Provided data |
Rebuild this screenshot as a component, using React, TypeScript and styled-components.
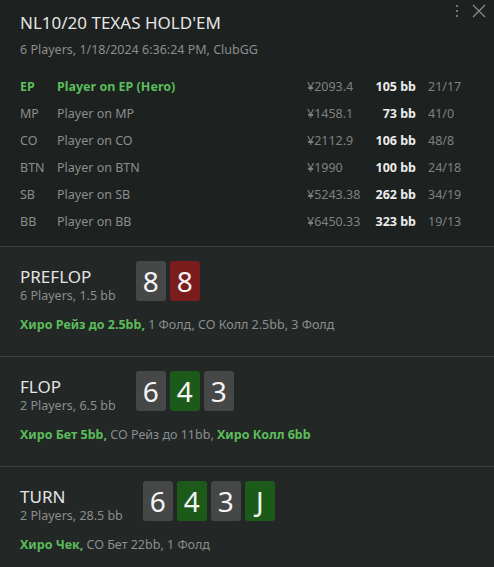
import styled, { createGlobalStyle } from "styled-components";

const GlobalStyle = createGlobalStyle`
  body {
    margin: 0;
    background: #232827;
    font-family: "Noto Sans", "Open Sans", sans-serif;
  }
`;

type Player = {
  pos: string;
  name: string;
  stack: string;
  bb: string;
  stat: string;
  hero?: boolean;
};

const players: Player[] = [
  { pos: "EP", name: "Player on EP (Hero)", stack: "¥2093.4", bb: "105 bb", stat: "21/17", hero: true },
  { pos: "MP", name: "Player on MP", stack: "¥1458.1", bb: "73 bb", stat: "41/0" },
  { pos: "CO", name: "Player on CO", stack: "¥2112.9", bb: "106 bb", stat: "48/8" },
  { pos: "BTN", name: "Player on BTN", stack: "¥1990", bb: "100 bb", stat: "24/18" },
  { pos: "SB", name: "Player on SB", stack: "¥5243.38", bb: "262 bb", stat: "34/19" },
  { pos: "BB", name: "Player on BB", stack: "¥6450.33", bb: "323 bb", stat: "19/13" },
];

type CardTone = "grey" | "red" | "green";
type Action = { text: string; hero?: boolean };

type Street = {
  name: string;
  info: string;
  cards: { rank: string; tone: CardTone }[];
  actions: Action[];
};

const streets: Street[] = [
  {
    name: "PREFLOP",
    info: "6 Players, 1.5 bb",
    cards: [
      { rank: "8", tone: "grey" },
      { rank: "8", tone: "red" },
    ],
    actions: [
      { text: "Хиро Рейз до 2.5bb", hero: true },
      { text: "1 Фолд" },
      { text: "CO Колл 2.5bb" },
      { text: "3 Фолд" },
    ],
  },
  {
    name: "FLOP",
    info: "2 Players, 6.5 bb",
    cards: [
      { rank: "6", tone: "grey" },
      { rank: "4", tone: "green" },
      { rank: "3", tone: "grey" },
    ],
    actions: [
      { text: "Хиро Бет 5bb", hero: true },
      { text: "CO Рейз до 11bb" },
      { text: "Хиро Колл 6bb", hero: true },
    ],
  },
  {
    name: "TURN",
    info: "2 Players, 28.5 bb",
    cards: [
      { rank: "6", tone: "grey" },
      { rank: "4", tone: "green" },
      { rank: "3", tone: "grey" },
      { rank: "J", tone: "green" },
    ],
    actions: [
      { text: "Хиро Чек", hero: true },
      { text: "CO Бет 22bb" },
      { text: "1 Фолд" },
    ],
  },
];

const toneColors: Record<CardTone, string> = {
  grey: "#464747",
  red: "#7b1d1d",
  green: "#1b5a19",
};

export default function App() {
  return (
    <>
      <GlobalStyle />
      <Panel>
        <Header>
          <Controls>
            <DotsIcon viewBox="0 0 4 14">
              <circle cx="2" cy="2" r="1.1" />
              <circle cx="2" cy="7" r="1.1" />
              <circle cx="2" cy="12" r="1.1" />
            </DotsIcon>
            <CloseIcon viewBox="0 0 14 14">
              <path d="M1 1 L13 13 M13 1 L1 13" />
            </CloseIcon>
          </Controls>
          <Title>NL10/20 TEXAS HOLD'EM</Title>
          <Subtitle>6 Players, 1/18/2024 6:36:24 PM, ClubGG</Subtitle>
          <PlayerTable>
            {players.map((p) => (
              <PlayerRow key={p.pos} $hero={p.hero}>
                <Pos>{p.pos}</Pos>
                <Name>{p.name}</Name>
                <Stack>{p.stack}</Stack>
                <Bb>{p.bb}</Bb>
                <Stat>{p.stat}</Stat>
              </PlayerRow>
            ))}
          </PlayerTable>
        </Header>
        {streets.map((s) => (
          <StreetBlock key={s.name}>
            <StreetTop>
              <StreetInfo>
                <StreetName>{s.name}</StreetName>
                <StreetMeta>{s.info}</StreetMeta>
              </StreetInfo>
              <Cards>
                {s.cards.map((c, i) => (
                  <Card key={i} $tone={c.tone}>
                    {c.rank}
                  </Card>
                ))}
              </Cards>
            </StreetTop>
            <Actions>
              {s.actions.map((a, i) => (
                <ActionText key={i} $hero={a.hero}>
                  {a.text}
                  {i < s.actions.length - 1 ? ", " : ""}
                </ActionText>
              ))}
            </Actions>
          </StreetBlock>
        ))}
      </Panel>
    </>
  );
}

const Panel = styled.div`
  width: 494px;
  min-height: 567px;
  background: #232827;
  color: #e6e6e6;
`;

const Header = styled.div`
  position: relative;
  background: #1d2120;
  padding: 11px 20px 11px 20px;
  border-bottom: 1px solid #3b403f;
`;

const Controls = styled.div`
  position: absolute;
  top: 4px;
  right: 8px;
  display: flex;
  align-items: center;
  gap: 13px;
`;

const DotsIcon = styled.svg`
  width: 4px;
  height: 14px;
  fill: #8b8f8e;
`;

const CloseIcon = styled.svg`
  width: 14px;
  height: 14px;
  fill: none;
  stroke: #8b8f8e;
  stroke-width: 1.2;
`;

const Title = styled.div`
  font-size: 17px;
  line-height: 24px;
  color: #e4e4e4;
`;

const Subtitle = styled.div`
  margin-top: 6px;
  font-size: 12.5px;
  line-height: 18px;
  color: #8a8e8d;
`;

const PlayerTable = styled.div`
  margin-top: 14px;
  display: flex;
  flex-direction: column;
`;

const PlayerRow = styled.div<{ $hero?: boolean }>`
  display: grid;
  grid-template-columns: 37px 250px 60px 49px auto;
  height: 27px;
  align-items: center;
  font-size: 12.5px;
  color: #8a8e8d;

  & > span:nth-child(1),
  & > span:nth-child(2) {
    color: ${(p) => (p.$hero ? "#5cbd5a" : "#8a8e8d")};
    font-weight: ${(p) => (p.$hero ? 700 : 400)};
  }
`;

const Pos = styled.span``;
const Name = styled.span``;
const Stack = styled.span`
  color: #7d8180;
`;

const Bb = styled.span`
  text-align: right;
  font-weight: 700;
  color: #ececec;
`;

const Stat = styled.span`
  padding-left: 12px;
  color: #7d8180;
`;

const StreetBlock = styled.div`
  padding: 14px 20px 22px 20px;
  border-bottom: 1px solid #3b403f;

  &:last-child {
    border-bottom: none;
  }
`;

const StreetTop = styled.div`
  display: flex;
  align-items: flex-start;
  gap: 20px;
`;

const StreetInfo = styled.div`
  display: flex;
  flex-direction: column;
  padding-top: 6px;
`;

const StreetName = styled.div`
  font-size: 17px;
  line-height: 20px;
  color: #e4e4e4;
`;

const StreetMeta = styled.div`
  font-size: 12.5px;
  line-height: 18px;
  color: #8a8e8d;
`;

const Cards = styled.div`
  display: flex;
  gap: 4px;
`;

const Card = styled.div<{ $tone: CardTone }>`
  width: 30px;
  height: 40px;
  border-radius: 3px;
  background: ${(p) => toneColors[p.$tone]};
  color: #f4f4f4;
  font-size: 28px;
  line-height: 40px;
  text-align: center;
`;

const Actions = styled.div`
  margin-top: 11px;
  font-size: 12.5px;
  line-height: 18px;
  color: #8a8e8d;
`;

const ActionText = styled.span<{ $hero?: boolean }>`
  color: ${(p) => (p.$hero ? "#5cbd5a" : "#8a8e8d")};
  font-weight: ${(p) => (p.$hero ? 700 : 400)};
`;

What the exercise asks | All of the lines above should be retyped precisely, apart from the pictures.

Complete output |
Rebuild this screenshot as a component, using React, TypeScript and styled-components.
import styled, { createGlobalStyle } from "styled-components";

const GlobalStyle = createGlobalStyle`
  body {
    margin: 0;
    background: #232827;
    font-family: "Noto Sans", "Open Sans", sans-serif;
  }
`;

type Player = {
  pos: string;
  name: string;
  stack: string;
  bb: string;
  stat: string;
  hero?: boolean;
};

const players: Player[] = [
  { pos: "EP", name: "Player on EP (Hero)", stack: "¥2093.4", bb: "105 bb", stat: "21/17", hero: true },
  { pos: "MP", name: "Player on MP", stack: "¥1458.1", bb: "73 bb", stat: "41/0" },
  { pos: "CO", name: "Player on CO", stack: "¥2112.9", bb: "106 bb", stat: "48/8" },
  { pos: "BTN", name: "Player on BTN", stack: "¥1990", bb: "100 bb", stat: "24/18" },
  { pos: "SB", name: "Player on SB", stack: "¥5243.38", bb: "262 bb", stat: "34/19" },
  { pos: "BB", name: "Player on BB", stack: "¥6450.33", bb: "323 bb", stat: "19/13" },
];

type CardTone = "grey" | "red" | "green";
type Action = { text: string; hero?: boolean };

type Street = {
  name: string;
  info: string;
  cards: { rank: string; tone: CardTone }[];
  actions: Action[];
};

const streets: Street[] = [
  {
    name: "PREFLOP",
    info: "6 Players, 1.5 bb",
    cards: [
      { rank: "8", tone: "grey" },
      { rank: "8", tone: "red" },
    ],
    actions: [
      { text: "Хиро Рейз до 2.5bb", hero: true },
      { text: "1 Фолд" },
      { text: "CO Колл 2.5bb" },
      { text: "3 Фолд" },
    ],
  },
  {
    name: "FLOP",
    info: "2 Players, 6.5 bb",
    cards: [
      { rank: "6", tone: "grey" },
      { rank: "4", tone: "green" },
      { rank: "3", tone: "grey" },
    ],
    actions: [
      { text: "Хиро Бет 5bb", hero: true },
      { text: "CO Рейз до 11bb" },
      { text: "Хиро Колл 6bb", hero: true },
    ],
  },
  {
    name: "TURN",
    info: "2 Players, 28.5 bb",
    cards: [
      { rank: "6", tone: "grey" },
      { rank: "4", tone: "green" },
      { rank: "3", tone: "grey" },
      { rank: "J", tone: "green" },
    ],
    actions: [
      { text: "Хиро Чек", hero: true },
      { text: "CO Бет 22bb" },
      { text: "1 Фолд" },
    ],
  },
];

const toneColors: Record<CardTone, string> = {
  grey: "#464747",
  red: "#7b1d1d",
  green: "#1b5a19",
};

export default function App() {
  return (
    <>
      <GlobalStyle />
      <Panel>
        <Header>
          <Controls>
            <DotsIcon viewBox="0 0 4 14">
              <circle cx="2" cy="2" r="1.1" />
              <circle cx="2" cy="7" r="1.1" />
              <circle cx="2" cy="12" r="1.1" />
            </DotsIcon>
            <CloseIcon viewBox="0 0 14 14">
              <path d="M1 1 L13 13 M13 1 L1 13" />
            </CloseIcon>
          </Controls>
          <Title>NL10/20 TEXAS HOLD'EM</Title>
          <Subtitle>6 Players, 1/18/2024 6:36:24 PM, ClubGG</Subtitle>
          <PlayerTable>
            {players.map((p) => (
              <PlayerRow key={p.pos} $hero={p.hero}>
                <Pos>{p.pos}</Pos>
                <Name>{p.name}</Name>
                <Stack>{p.stack}</Stack>
                <Bb>{p.bb}</Bb>
                <Stat>{p.stat}</Stat>
              </PlayerRow>
            ))}
          </PlayerTable>
        </Header>
        {streets.map((s) => (
          <StreetBlock key={s.name}>
            <StreetTop>
              <StreetInfo>
                <StreetName>{s.name}</StreetName>
                <StreetMeta>{s.info}</StreetMeta>
              </StreetInfo>
              <Cards>
                {s.cards.map((c, i) => (
                  <Card key={i} $tone={c.tone}>
                    {c.rank}
                  </Card>
                ))}
              </Cards>
            </StreetTop>
            <Actions>
              {s.actions.map((a, i) => (
                <ActionText key={i} $hero={a.hero}>
                  {a.text}
                  {i < s.actions.length - 1 ? ", " : ""}
                </ActionText>
              ))}
            </Actions>
          </StreetBlock>
        ))}
      </Panel>
    </>
  );
}

const Panel = styled.div`
  width: 494px;
  min-height: 567px;
  background: #232827;
  color: #e6e6e6;
`;

const Header = styled.div`
  position: relative;
  background: #1d2120;
  padding: 11px 20px 11px 20px;
  border-bottom: 1px solid #3b403f;
`;

const Controls = styled.div`
  position: absolute;
  top: 4px;
  right: 8px;
  display: flex;
  align-items: center;
  gap: 13px;
`;

const DotsIcon = styled.svg`
  width: 4px;
  height: 14px;
  fill: #8b8f8e;
`;

const CloseIcon = styled.svg`
  width: 14px;
  height: 14px;
  fill: none;
  stroke: #8b8f8e;
  stroke-width: 1.2;
`;

const Title = styled.div`
  font-size: 17px;
  line-height: 24px;
  color: #e4e4e4;
`;

const Subtitle = styled.div`
  margin-top: 6px;
  font-size: 12.5px;
  line-height: 18px;
  color: #8a8e8d;
`;

const PlayerTable = styled.div`
  margin-top: 14px;
  display: flex;
  flex-direction: column;
`;

const PlayerRow = styled.div<{ $hero?: boolean }>`
  display: grid;
  grid-template-columns: 37px 250px 60px 49px auto;
  height: 27px;
  align-items: center;
  font-size: 12.5px;
  color: #8a8e8d;

  & > span:nth-child(1),
  & > span:nth-child(2) {
    color: ${(p) => (p.$hero ? "#5cbd5a" : "#8a8e8d")};
    font-weight: ${(p) => (p.$hero ? 700 : 400)};
  }
`;

const Pos = styled.span``;
const Name = styled.span``;
const Stack = styled.span`
  color: #7d8180;
`;

const Bb = styled.span`
  text-align: right;
  font-weight: 700;
  color: #ececec;
`;

const Stat = styled.span`
  padding-left: 12px;
  color: #7d8180;
`;

const StreetBlock = styled.div`
  padding: 14px 20px 22px 20px;
  border-bottom: 1px solid #3b403f;

  &:last-child {
    border-bottom: none;
  }
`;

const StreetTop = styled.div`
  display: flex;
  align-items: flex-start;
  gap: 20px;
`;

const StreetInfo = styled.div`
  display: flex;
  flex-direction: column;
  padding-top: 6px;
`;

const StreetName = styled.div`
  font-size: 17px;
  line-height: 20px;
  color: #e4e4e4;
`;

const StreetMeta = styled.div`
  font-size: 12.5px;
  line-height: 18px;
  color: #8a8e8d;
`;

const Cards = styled.div`
  display: flex;
  gap: 4px;
`;

const Card = styled.div<{ $tone: CardTone }>`
  width: 30px;
  height: 40px;
  border-radius: 3px;
  background: ${(p) => toneColors[p.$tone]};
  color: #f4f4f4;
  font-size: 28px;
  line-height: 40px;
  text-align: center;
`;

const Actions = styled.div`
  margin-top: 11px;
  font-size: 12.5px;
  line-height: 18px;
  color: #8a8e8d;
`;

const ActionText = styled.span<{ $hero?: boolean }>`
  color: ${(p) => (p.$hero ? "#5cbd5a" : "#8a8e8d")};
  font-weight: ${(p) => (p.$hero ? 700 : 400)};
`;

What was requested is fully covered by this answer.